La ideología de la que hablaba el Sr. ministro no es su ideología, es la ideología común a todos los que aspiran al poder, la ideología que los lleva a autorizarnos o prohibirnos tener una vida privada que no quede más tarde o temprano atrapada en un modelo de informe. La prueba de cuanto vengo diciendo, a saber, que la visión que existe sobre el aborto no depende de posturas políticas, sino del simple hecho de tener o no acceso al poder, es que el mismo aborto que se percibe como una liberación para la mayoría de un país, es visto como una amenaza por las minorías étnicas de ese país. El mismo aborto que permite vivir a las mujeres con embarazos que implican riesgos para ellas, es el aborto que mata sistemáticamente a niñas en culturas en las que éstas son consideradas una carga. El progresista derecho al aborto fue la obligación de las atletas chinas para que progresaran en la consecución de marcas olímpicas.

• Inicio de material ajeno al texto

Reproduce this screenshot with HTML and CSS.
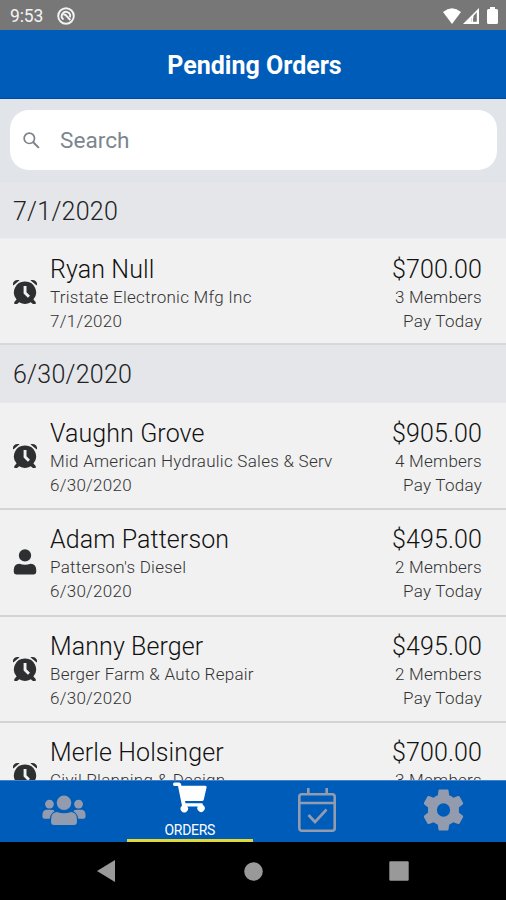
FILE: index.html
```html
<!DOCTYPE html>
<html lang="en">
<head>
<meta charset="utf-8">
<title>Pending Orders</title>
<link rel="stylesheet" href="styles.css">
</head>
<body>
<svg class="defs" width="0" height="0" aria-hidden="true">
  <symbol id="alarm" viewBox="0 0 26 26">
    <path d="M1.300 6.600C-.2 3.600 3 -.2 7.600 1.200ZM24.700 6.600C26.200 3.600 23 -.2 18.400 1.200Z"/>
    <path fill-rule="evenodd" d="M13 2.600a10.800 10.800 0 0 1 8.400 17.900l2.300 2.600v2h-2.800l-2.100-1.800a11 11 0 0 1-11.600 0l-2.100 1.800H2.300v-2l2.300-2.600A10.800 10.800 0 0 1 13 2.600ZM11.600 7v7.500l4.300 4.300 2.100-2.100-3.500-3.500V7Z"/>
  </symbol>
  <symbol id="person" viewBox="0 0 22 25">
    <circle cx="11" cy="6.200" r="5.900"/>
    <path d="M5.500 14.200Q11 16 16.500 14.200Q21.800 14.800 21.800 20V22.200Q21.800 24.500 19.500 24.500H2.500Q.2 24.500.2 22.200V20Q.2 14.800 5.500 14.200Z"/>
  </symbol>
</svg>
<div class="phone">
  <div class="status">
    <span class="time">9:53</span>
    <svg class="dnd" width="18" height="18" viewBox="0 0 18 18" fill="none" stroke="#f4f4f4">
      <circle cx="9" cy="9" r="7.800" stroke-width="1.900"/>
      <path d="M6.500 12.500A4.200 4.200 0 1 1 13 10.200" stroke-width="1.900"/>
      <path d="M6.300 7.500Q8.500 7 9.500 9L13.300 13" stroke-width="2"/>
    </svg>
    <div class="signals">
      <svg width="18" height="16" viewBox="0 0 18 16"><path fill="#fff" d="M0 4Q9-3.400 18 4L9 16Z"/></svg>
      <svg width="16" height="16" viewBox="0 0 16 16"><path fill="#fff" fill-rule="evenodd" d="M0 16 16 0V16ZM8.200 10.300V13.800H13.800V4.200L10.400 8V10.300Z"/><path fill="#fff" d="M8.400 8h1.600v6H8.400Z"/></svg>
      <svg class="battery" width="11" height="17" viewBox="0 0 11 17"><path fill="#fff" d="M3 0h5v2h1.500Q11 2 11 3.500v12Q11 17 9.500 17h-8Q0 17 0 15.500v-12Q0 2 1.500 2H3Z"/></svg>
    </div>
  </div>
  <header class="header"><h1>Pending Orders</h1></header>
  <div class="search-area">
    <div class="search">
      <svg width="17" height="17" viewBox="0 0 18 18" fill="none" stroke="#7c838b"><circle cx="6.700" cy="6.700" r="5.500" stroke-width="1.800"/><path d="m10.800 10.800 6 6" stroke-width="2.200"/></svg>
      <span>Search</span>
    </div>
  </div>
  <main class="list">
    <h2 class="first">7/1/2020</h2>
    <article class="row">
      <svg class="icon"><use href="#alarm"/></svg>
      <div class="info"><h3>Ryan Null</h3><p>Tristate Electronic Mfg Inc</p><p>7/1/2020</p></div>
      <div class="pay"><strong>$700.00</strong><p>3 Members</p><p>Pay Today</p></div>
    </article>
    <h2>6/30/2020</h2>
    <article class="row">
      <svg class="icon"><use href="#alarm"/></svg>
      <div class="info"><h3>Vaughn Grove</h3><p>Mid American Hydraulic Sales &amp; Serv</p><p>6/30/2020</p></div>
      <div class="pay"><strong>$905.00</strong><p>4 Members</p><p>Pay Today</p></div>
    </article>
    <article class="row">
      <svg class="icon"><use href="#person"/></svg>
      <div class="info"><h3>Adam Patterson</h3><p>Patterson's Diesel</p><p>6/30/2020</p></div>
      <div class="pay"><strong>$495.00</strong><p>2 Members</p><p>Pay Today</p></div>
    </article>
    <article class="row">
      <svg class="icon"><use href="#alarm"/></svg>
      <div class="info"><h3>Manny Berger</h3><p>Berger Farm &amp; Auto Repair</p><p>6/30/2020</p></div>
      <div class="pay"><strong>$495.00</strong><p>2 Members</p><p>Pay Today</p></div>
    </article>
    <article class="row">
      <svg class="icon"><use href="#alarm"/></svg>
      <div class="info"><h3>Merle Holsinger</h3><p>Civil Planning &amp; Design</p><p>6/30/2020</p></div>
      <div class="pay"><strong>$700.00</strong><p>3 Members</p><p>Pay Today</p></div>
    </article>
  </main>
  <nav class="tabs">
    <a class="tab">
      <svg width="44" height="31" viewBox="0 0 46 32" fill="#929cae">
        <circle cx="23" cy="8" r="7.600"/><circle cx="7.800" cy="9.300" r="4.600"/><circle cx="38.200" cy="9.300" r="4.600"/>
        <path d="M15.500 17.500Q23 20.500 30.500 17.500Q36.500 18 36.500 25V28Q36.500 31.200 33.500 31.200H12.500Q9.500 31.200 9.500 28V25Q9.500 18 15.500 17.500Z"/>
        <path d="M4.500 15.300H10Q12 15.300 13.200 16.800Q9 19 8 24.500H2.500Q.5 24.500.5 22.500V20.500Q.5 16 4.500 15.300ZM41.500 15.300H36Q34 15.300 32.800 16.800Q37 19 38 24.500H43.500Q45.500 24.500 45.500 22.500V20.500Q45.500 16 41.500 15.300Z"/>
      </svg>
    </a>
    <a class="tab active">
      <svg width="34" height="31" viewBox="0 0 34 31">
        <path fill="#fff" d="M1.500.5H6Q7.500.5 8 2L8.400 3.800H32Q34 3.800 33.500 5.700L30.800 17.500Q30.400 19 29 19H12L12.500 21.200H28.500Q30.200 21.200 29.800 23A3.700 3.700 0 1 1 24.800 24.500H14.300A3.700 3.700 0 1 1 9 23.800L5 4H1.500Q0 4 0 2.300Q0 .5 1.500.5Z"/>
      </svg>
      <span>ORDERS</span>
    </a>
    <a class="tab">
      <svg width="38" height="44" viewBox="0 0 38 44" fill="none" stroke="#929cae" stroke-width="2.600">
        <rect x="1.300" y="6.300" width="35.400" height="36.400" rx="2.500"/><path d="M1.300 15H36.700M10.300 0V6M28.700 0V6"/><path d="m10.500 27 6.500 7 11.500-12.500"/>
      </svg>
    </a>
    <a class="tab">
      <svg width="41" height="42" viewBox="0 0 42 42">
        <path fill="#929cae" fill-rule="evenodd" d="M17 0H25Q26 0 26.200 1.200L26.800 6Q29 7 31.200 8.500L35.800 6.700Q37 6.300 37.600 7.300L41 13.600Q41.500 14.600 40.600 15.400L36.700 18.400Q37.100 21 36.700 23.600L40.600 26.600Q41.500 27.400 41 28.400L37.600 34.700Q37 35.700 35.800 35.300L31.200 33.500Q29 35 26.800 36L26.200 40.800Q26 42 25 42H17Q16 42 15.800 40.800L15.200 36Q13 35 10.800 33.500L6.200 35.300Q5 35.700 4.400 34.700L1 28.400Q.5 27.400 1.400 26.600L5.300 23.600Q4.900 21 5.300 18.400L1.400 15.400Q.5 14.600 1 13.600L4.400 7.300Q5 6.300 6.200 6.700L10.800 8.500Q13 7 15.200 6L15.800 1.200Q16 0 17 0ZM21 14.200a6.800 6.800 0 1 0 0 13.600a6.800 6.800 0 1 0 0-13.600Z"/>
      </svg>
    </a>
  </nav>
  <div class="system">
    <svg width="18" height="22" viewBox="0 0 18 22"><path fill="#999" d="M18 0V22L0 11Z"/></svg>
    <svg class="home" width="19" height="19" viewBox="0 0 19 19"><circle cx="9.500" cy="9.500" r="9.300" fill="#999"/></svg>
    <svg width="20" height="20" viewBox="0 0 20 20"><rect x=".3" y=".3" width="19.400" height="19.400" rx="1.200" fill="#999"/></svg>
  </div>
</div>
</body>
</html>
```
FILE: styles.css
```css
* { box-sizing: border-box; }
body, h1, h2, h3, p { margin: 0; }
body { font-family: Roboto, sans-serif; color: #222; }
.defs { position: absolute; }
svg { display: block; flex: none; }
.phone { width: 506px; height: 900px; display: flex; flex-direction: column; overflow: hidden; background: #f1f1f1; }

.status { flex: none; height: 30px; background: #777; display: flex; align-items: center; padding: 1px 8px 0 10px; color: #f4f4f4; }
.time { font-size: 17.500px; width: 47px; letter-spacing: -.1px; }
.signals { margin-left: auto; display: flex; align-items: center; gap: 2px; }
.battery { margin-left: 6px; }

.header { flex: none; height: 69px; background: #005cb9; border-bottom: 1px solid #0048a5; display: flex; align-items: center; justify-content: center; padding: 3px 0 0 3px; }
h1 { color: #fff; font-size: 25px; font-weight: 700; line-height: 30px; }

.search-area { flex: none; height: 84px; padding: 11px 9px 0 10px; background: #e1e5ea; }
.search { height: 60px; border-radius: 19px; background: #fff; display: flex; align-items: center; padding: 1px 0 0 13px; gap: 20px; color: #7c868f; font-size: 22.600px; }

.list { flex: 1; min-height: 0; overflow: hidden; }
h2 { height: 58px; background: #e4e6ea; padding: 1px 13px 0; font-size: 25px; font-weight: 300; line-height: 57px; letter-spacing: .25px; border-top: 2px solid #d6d8dc; }
h2.first { height: 55px; line-height: 55px; border-top: 0; }
.row { height: 106.200px; display: flex; padding: 14px 24px 0 12px; border-top: 2px solid #d3d4d6; }
h2 + .row { border-top: 1px solid #e4e6ea; padding-top: 15px; }
h2.first + .row { height: 105.400px; border-top-color: #ebecee; }
h2:not(.first) { height: 58.800px; }
.icon { width: 26px; height: 26px; margin: 25px 12px 0 0; fill: #2e2f31; }
.info { flex: 1; white-space: nowrap; }
.pay { text-align: right; }
h3, .pay strong { display: block; font-size: 25px; font-weight: 300; line-height: 31px; letter-spacing: .1px; color: #111; }
p { font-size: 17px; line-height: 24px; font-weight: 300; letter-spacing: .26px; color: #333; }

.tabs { flex: none; height: 62px; background: #005cb9; border-top: 1px solid #447fcb; display: grid; grid-template-columns: repeat(4, 1fr); }
.tab { display: flex; flex-direction: column; align-items: center; justify-content: center; padding: 0 0 3px 2px; }
.tab.active { justify-content: flex-start; padding: 1px 0 0; border-bottom: 3px solid #e2d93d; color: #fff; }
.active span { font-size: 14px; line-height: 18px; margin-top: 8px; letter-spacing: -.3px; }
.system { flex: none; height: 58px; background: #000; display: flex; align-items: center; justify-content: space-between; padding: 0 97px; }
.home { margin-left: 2px; }
```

Cualquiera que pretenda obligarnos a responder con un sí o un no al aborto, pretende, de un modo u otro, nuestra colaboración en el eterno juego del dominio de las mujeres por los hombres, de las minorías por las mayorías, de los que no tienen nada por los que lo tienen todo. Si no queremos colaborar con que las mujeres sigan siendo “libres” pero agredidas, con que la razón esté necesariamente de parte de los que suman más, con que sólo se oiga la voz de quienes tienen medios para que resulte atronadora, debemos plantear la cuestión en otros términos. Y la cuestión del aborto nunca puede ser sí o no, la cuestión es ¿aborto para qué o para qué no? ¿Para que decaiga el uso de preservativos? ¿para controlar mejor a las minorías? ¿para traer al mundo niños cuya vida sólo puede ser un calvario de sufrimientos? ¿para que las mujeres violadas se vean obligadas a criar al hijo de su agresor? De este modo aparece, diáfana, la única respuesta posible a esta cuestión, una respuesta que no cierra el debate, muy al contrario, lo abre a un nuevo horizonte, a saber, que no existe motivo alguno, ni siquiera la caridad cristiana, para prohibir un aborto dirigido a no aumentar el sufrimiento en el mundo.